За вторым столиком другой коммерсант вместе с женой тщательно изучают меню. Но вот дама взглянула на распятие и нервно отодвинула свой стул подальше от сцены. «Не понимаю, зачем люди ходят сюда, — говорит она раздраженно. — Неприятное зрелище».
«По-моему, неплохо придумано, — возражает ее муж. — Этот кабак едва не обанкротился, но они вовремя поставили здесь ревю. А теперь они не в убытке».
«По-моему, это кощунство», — говорит жена.
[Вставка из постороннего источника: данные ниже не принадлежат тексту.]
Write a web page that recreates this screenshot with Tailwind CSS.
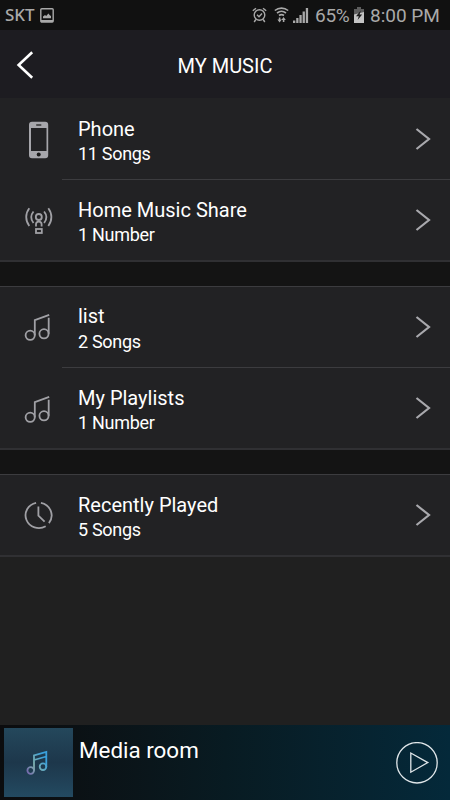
<!DOCTYPE html>
<html lang="en">
<head>
    <meta charset="UTF-8">
    <meta name="viewport" content="width=device-width, initial-scale=1.0">
    <title>My Music</title>
    <script src="https://cdn.jsdelivr.net/npm/@tailwindcss/browser@4"></script>
</head>
<body class="bg-[#141414]">
<svg class="hidden">
    <symbol id="chevron" viewBox="0 0 16 24"><path d="M1.5 2 L14 12 L1.5 22" fill="none" stroke="currentColor" stroke-width="2.2"/></symbol>
    <symbol id="note" viewBox="0 0 28 30">
        <g fill="none" stroke="currentColor" stroke-width="1.8">
            <circle cx="6.2" cy="23.3" r="4.6"/><circle cx="20" cy="21.8" r="4.6"/>
            <path d="M10.8 23.3V8.2L25.2 2.9M24.7 5.8V21.8"/>
        </g>
    </symbol>
</svg>
<div class="flex flex-col w-[450px] h-[800px] overflow-hidden bg-[#202020] text-white font-['Roboto',sans-serif]">
    <!-- status bar -->
    <div class="flex items-center h-[30px] shrink-0 bg-[#111111] text-[#a9a9a9] pl-[5px] pr-[10px]">
        <span class="text-[17px] leading-[30px] font-medium font-['Noto_Sans',sans-serif] w-[31px]">SKT</span>
        <svg class="w-[14px] h-[15px] ml-[4px]" viewBox="0 0 14 15"><rect x=".8" y=".8" width="12.4" height="13.2" rx="1" fill="none" stroke="currentColor" stroke-width="1.4"/><path d="M1 12h12v2H1zM3 10.2V8.6L5 7l1.2 1L8.4 5.6l1.4 1.6 1.2.8v2.2z" fill="currentColor"/></svg>
        <div class="flex items-center ml-auto">
            <svg class="w-[15px] h-[16px]" viewBox="0 0 15 16" fill="none" stroke="currentColor" stroke-width="1.4"><circle cx="7.5" cy="8" r="5.3"/><path d="M5 7.8l2 2 3-3.3M.8 3.8L4 1.2M14.2 3.8L11 1.2M3.8 12.5L2.2 15M11.2 12.5l1.6 2.5"/></svg>
            <svg class="w-[15px] h-[16px] ml-[7px]" viewBox="0 0 15 16" fill="none" stroke="currentColor" stroke-width="1.6"><path d="M.8 3.5c4-3.2 9.4-3.2 13.4 0M3 6c2.8-2.2 6.2-2.2 9 0M5 8.5c1.6-1.2 3.4-1.2 5 0"/><path d="M5.6 10.5v3M9.6 12v3"/><path d="M3.4 12.6h4.4L5.6 15.4zM7.4 13h4.4L9.6 10z" fill="currentColor" stroke="none"/></svg>
            <svg class="w-[16px] h-[16px] ml-[4px]" viewBox="0 0 16 16" fill="currentColor"><path d="M0 13.5h2.3V16H0zM3.2 11h2.3v5H3.2zM6.4 8h2.3v8H6.4zM9.6 4.5h2.3V16H9.6zM12.8 1h2.3v15h-2.3z"/></svg>
            <span class="text-[19px] leading-[30px] tracking-[-0.3px] w-[37px] ml-[6px] pt-[2px]">65%</span>
            <svg class="w-[10px] h-[16px] ml-[2px]" viewBox="0 0 10 16"><path d="M3 0h4v2h3v7H0V2h3z" fill="#5d5d5d"/><path d="M0 7.5L10 5v11H0z" fill="#c4c4c4"/><path d="M6.8 3.5L2 9.2h2.8L3.6 13l4.600-5.500H5.600z" fill="#1a1a1a"/></svg>
            <span class="text-[19px] leading-[30px] w-[70px] ml-[6px] pt-[2px] whitespace-nowrap">8:00 PM</span>
        </div>
    </div>

    <!-- header -->
    <div class="grid grid-cols-[60px_1fr_60px] items-center h-[68px] shrink-0 bg-[#1d1c21]">
        <svg class="w-[18px] h-[28px] ml-[16px] mt-[2px]" viewBox="0 0 18 28"><path d="M16.2 1.2L2.6 14l13.6 12.8" fill="none" stroke="white" stroke-width="2.6"/></svg>
        <h1 class="text-center text-[20px] leading-6 pt-[3px]">MY MUSIC</h1>
    </div>

    <!-- music sources -->
    <div class="shrink-0 bg-[#222224] border-b-2 border-[#303033]">
        <div class="flex h-[81px]">
            <div class="w-[78px] pl-[29px] pt-[23px]">
                <svg class="w-[20px] h-[38px]" viewBox="0 0 20 38"><path fill="#a6a6ab" fill-rule="evenodd" d="M3 .8h13.2a3 3 0 0 1 3 3v30.4a3 3 0 0 1-3 3H3a3 3 0 0 1-3-3V3.8a3 3 0 0 1 3-3zM2 7v23h15.5V7z"/><rect x="7" y="3.2" width="5.5" height="1.5" rx=".7" fill="#333"/><circle cx="9.7" cy="33.5" r="2" fill="#1a1a1a"/></svg>
            </div>
            <div class="flex-1 pt-[19px]">
                <p class="text-[20px] leading-6">Phone</p>
                <p class="text-[18px] tracking-[-0.3px] leading-6 mt-px">11 Songs</p>
            </div>
            <svg class="w-[16px] h-[24px] mt-[29px] mr-[19px] text-[#a9a9ad]"><use href="#chevron"/></svg>
        </div>
        <div class="ml-[62px] h-px bg-[#3c3c3f]"></div>
        <div class="flex h-[80px]">
            <div class="w-[78px] pl-[25px] pt-[27px]">
                <svg class="w-[28px] h-[28px] text-[#a0a0a5]" viewBox="0 0 28 28" fill="none" stroke="currentColor" stroke-width="1.8"><circle cx="13.8" cy="10" r="3"/><path d="M4.3 1.2c-4.1 5.3-4.1 12.5 0 17.8M23.3 1.2c4.1 5.3 4.1 12.5 0 17.8M8.5 4.5c-2.8 3.5-2.8 8 0 11.5M19.1 4.5c2.8 3.5 2.8 8 0 11.5M11 19.5v-2.2c0-3.6 5.6-3.6 5.6 0v2.2"/><rect x="11" y="22" width="5.8" height="4"/></svg>
            </div>
            <div class="flex-1 pt-[18px]">
                <p class="text-[20px] leading-6">Home Music Share</p>
                <p class="text-[18px] tracking-[-0.3px] leading-6 mt-px">1 Number</p>
            </div>
            <svg class="w-[16px] h-[24px] mt-[28px] mr-[19px] text-[#a9a9ad]"><use href="#chevron"/></svg>
        </div>
    </div>

    <div class="h-[24px] shrink-0 bg-[#141414]"></div>

    <!-- playlists -->
    <div class="shrink-0 bg-[#222224] border-t border-b-2 border-t-[#3c3c3f] border-b-[#303033]">
        <div class="flex h-[80px]">
            <div class="w-[78px] pl-[24px] pt-[25px]">
                <svg class="w-[28px] h-[30px] text-[#a0a0a5]"><use href="#note"/></svg>
            </div>
            <div class="flex-1 pt-[17px]">
                <p class="text-[20px] leading-6">list</p>
                <p class="text-[18px] tracking-[-0.3px] leading-6 mt-[2px]">2 Songs</p>
            </div>
            <svg class="w-[16px] h-[24px] mt-[28px] mr-[19px] text-[#a9a9ad]"><use href="#chevron"/></svg>
        </div>
        <div class="ml-[62px] h-px bg-[#3c3c3f]"></div>
        <div class="flex h-[80px]">
            <div class="w-[78px] pl-[24px] pt-[26px]">
                <svg class="w-[28px] h-[30px] text-[#a0a0a5]"><use href="#note"/></svg>
            </div>
            <div class="flex-1 pt-[18px]">
                <p class="text-[20px] leading-6">My Playlists</p>
                <p class="text-[18px] tracking-[-0.3px] leading-6 mt-px">1 Number</p>
            </div>
            <svg class="w-[16px] h-[24px] mt-[28px] mr-[19px] text-[#a9a9ad]"><use href="#chevron"/></svg>
        </div>
    </div>

    <div class="h-[24px] shrink-0 bg-[#141414]"></div>

    <!-- recently played -->
    <div class="shrink-0 bg-[#222224] border-t border-b-2 border-t-[#3c3c3f] border-b-[#303033]">
        <div class="flex h-[80px]">
            <div class="w-[78px] pl-[24px] pt-[26px]">
                <svg class="w-[30px] h-[30px] text-[#a0a0a5]" viewBox="0 0 30 30" fill="none" stroke="currentColor" stroke-width="1.8"><path d="M12.1 1.8A13.3 12.8 0 1 0 21.7 25.3M16.9 1.8A13.3 12.8 0 0 1 24.9 22.1M14.4 5.5v9.2l6.2 6"/></svg>
            </div>
            <div class="flex-1 pt-[18px]">
                <p class="text-[20px] leading-6">Recently Played</p>
                <p class="text-[18px] tracking-[-0.3px] leading-6 mt-px">5 Songs</p>
            </div>
            <svg class="w-[16px] h-[24px] mt-[28px] mr-[19px] text-[#a9a9ad]"><use href="#chevron"/></svg>
        </div>
    </div>

    <!-- now playing -->
    <div class="flex mt-auto h-[75px] shrink-0 bg-linear-to-r from-[#0b0c0e] via-[#081b22] to-[#04293a] pl-[4px] pt-[3px]">
        <div class="w-[69px] h-[69px] bg-linear-to-b from-[#24485c] via-[#1d374b] to-[#234a61] pl-[22px] pt-[22px]">
            <svg class="w-[23px] h-[26px]" viewBox="0 0 23 26">
                <defs>
                    <linearGradient id="note-fill" gradientUnits="userSpaceOnUse" x1="2" y1="24" x2="21" y2="12">
                        <stop offset="0" stop-color="#7467ae"/>
                        <stop offset=".45" stop-color="#7fb0ad"/>
                        <stop offset="1" stop-color="#39a0dc"/>
                    </linearGradient>
                </defs>
                <g fill="none" stroke="url(#note-fill)" stroke-width="1.8"><circle cx="4.7" cy="20.5" r="3.3"/><circle cx="17" cy="16.7" r="3.3"/><path d="M8 20.5V5.5L20.3 2v14.7M8 10l12.3-3.5"/></g>
            </svg>
        </div>
        <p class="flex-1 pl-[6px] pt-[9px] text-[22.4px] leading-[26px]">Media room</p>
        <svg class="w-[42px] h-[42px] mt-[14px] mr-[12px]" viewBox="0 0 42 42" fill="none" stroke="#e0e6e9" stroke-width="1.3"><circle cx="21" cy="20.8" r="20.2"/><path d="M14.8 11v19.2l17-9.6z"/></svg>
    </div>
</div>
</body>
</html>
«Наоборот, это очень полезно, — возражает ей муж. — Люди, которые ни разу не были в церкви, приходят сюда и хоть здесь узнают кое-что о христианстве».
Только сидящий в одиночестве пьяница под воздействием алкоголя воспринимает все происходящее по-иному и вдруг начинает рыдать. Он громко кричит:
«Смотрите, они же распинают его! И никому до этого нет дела!»
Он встает и умоляюще протягивает руку к кресту. Но тут сидевшая поблизости от него жена священника жалуется метрдотелю, и горько плачущего пьяницу выводят из кабачка, а он со слезами продолжает кричать:
«Никому нет дела до него! Какие же вы после этого христиане!»
— Видите, — сказал я Стравинскому, — его выгоняют, потому что он мешает зрелищу.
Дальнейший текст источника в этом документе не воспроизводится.